IMU制御のABSに最新の足まわりで走りも十分楽しめそう
オリジナルでは50ccや70ccだったダックスが125ccになって何が大きく違うかというと、エンジンと同等以上にシャーシの装備が大きい。
新型ダックス125は、フロントに径31mmの倒立フォークや前後ディスクブレーキを装備している。フロントディスクは径220mm+2ポットキャリパーで十分な制動力を確保しつつ、ABSで安全性を現代の基準に適合させている。
ABSはフロントのみ作動するタイプで、ショートホイールベースの小型車でも正確に作動するようにIMU(姿勢角センサー)を活用した制御となっている。
ホイールは前後12インチのキャスト製にオンロードタイヤを装着する。ホイールやタイヤサイズは同系エンジン搭載のスポーツ仕様・グロムと同じで、レースにも対応するハイグリップタイヤに履き替えることも可能だ。一方で、リアサスペンションはオーソドックスな2本ショックとしている。
フロントサスの可動域は100mm、リアは同120mmと十分なストローク量を確保する。フロントはモンキー125と同じとなるが、リアはスイングアームが長いためか102mmのモンキーよりも18mmストローク量が多くなっている。その分、乗り心地の向上が期待できそうだ。
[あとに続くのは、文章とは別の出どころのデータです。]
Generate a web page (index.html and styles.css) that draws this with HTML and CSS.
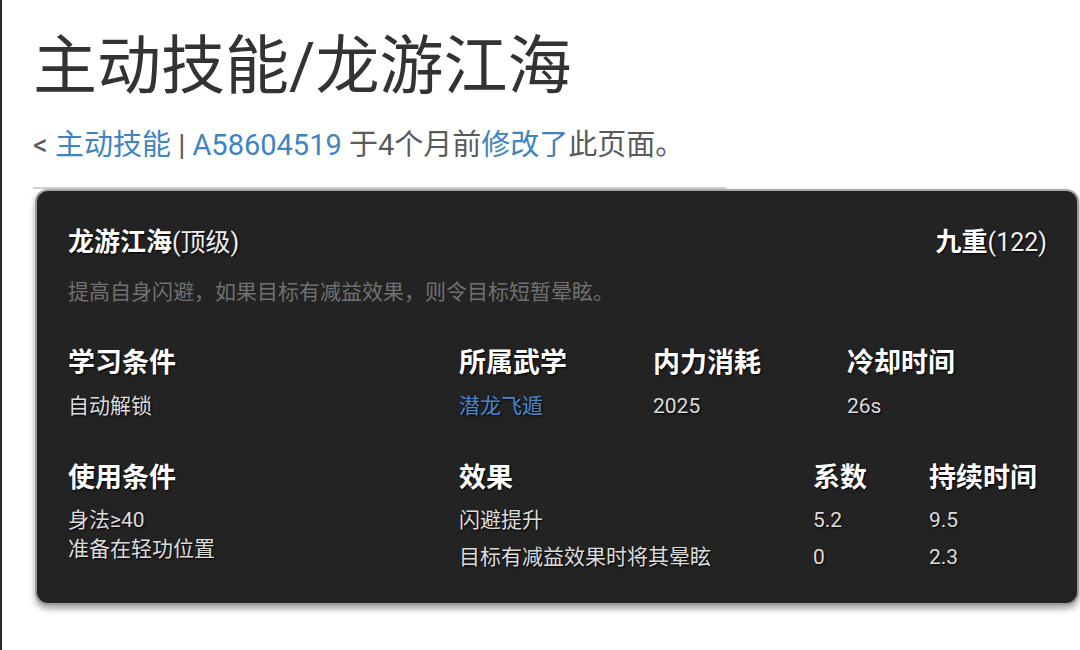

シート高は775mmでモンキー125の776mmと同等。筆者のモンキー125での経験を踏まえると、身長170cm/体重65kgは両足かかとまで接地するシート高だろう。
ダックス125は、”大型犬”化することで実用性を高めることに成功
モンキーやダックスは、1960年代末~1970年代に「レジャーバイク」を提唱し、日本では高度成長を果たしレジャーが叫ばれていた時代に考えられたコンセプトだ。モビリティは二輪から四輪へシフトし、車に積んで旅先で楽しめるようにコンパクトに設計されていた。
それでもダックスは、特に海外で大人が楽しむ事を視野に入れモンキーよりも大きめのサイズに設定されたが、着脱可能なフロントまわりなど現代の基準からすると適合しない部分もあったと思われる。
復活にあたっては、モンキー125と同様にダックス125は車載する機能を捨ててバイクとしての実用性を高めることを狙った車体構成になっているのが見て取れる。排気量やホイールサイズも拡大され、快適な走りが得られるだろう。
特にオリジナルダックスは、1969年のデビューから2003年の生産終了時までタンク容量が2.5Lのままで、初代Z50Mの2.5Lから生産終了時には4.3Lまで容量を増やしたモンキーと比べると、特殊なフレーム構造からタンク容量が増やせないという課題があった。
生まれ変わったダックス125は、最大の個性であるT字型フレーム自体を”大型犬”化することで胃袋を拡大し、悲願だったツーリングにも行けるほどの実用性を獲得したのだ。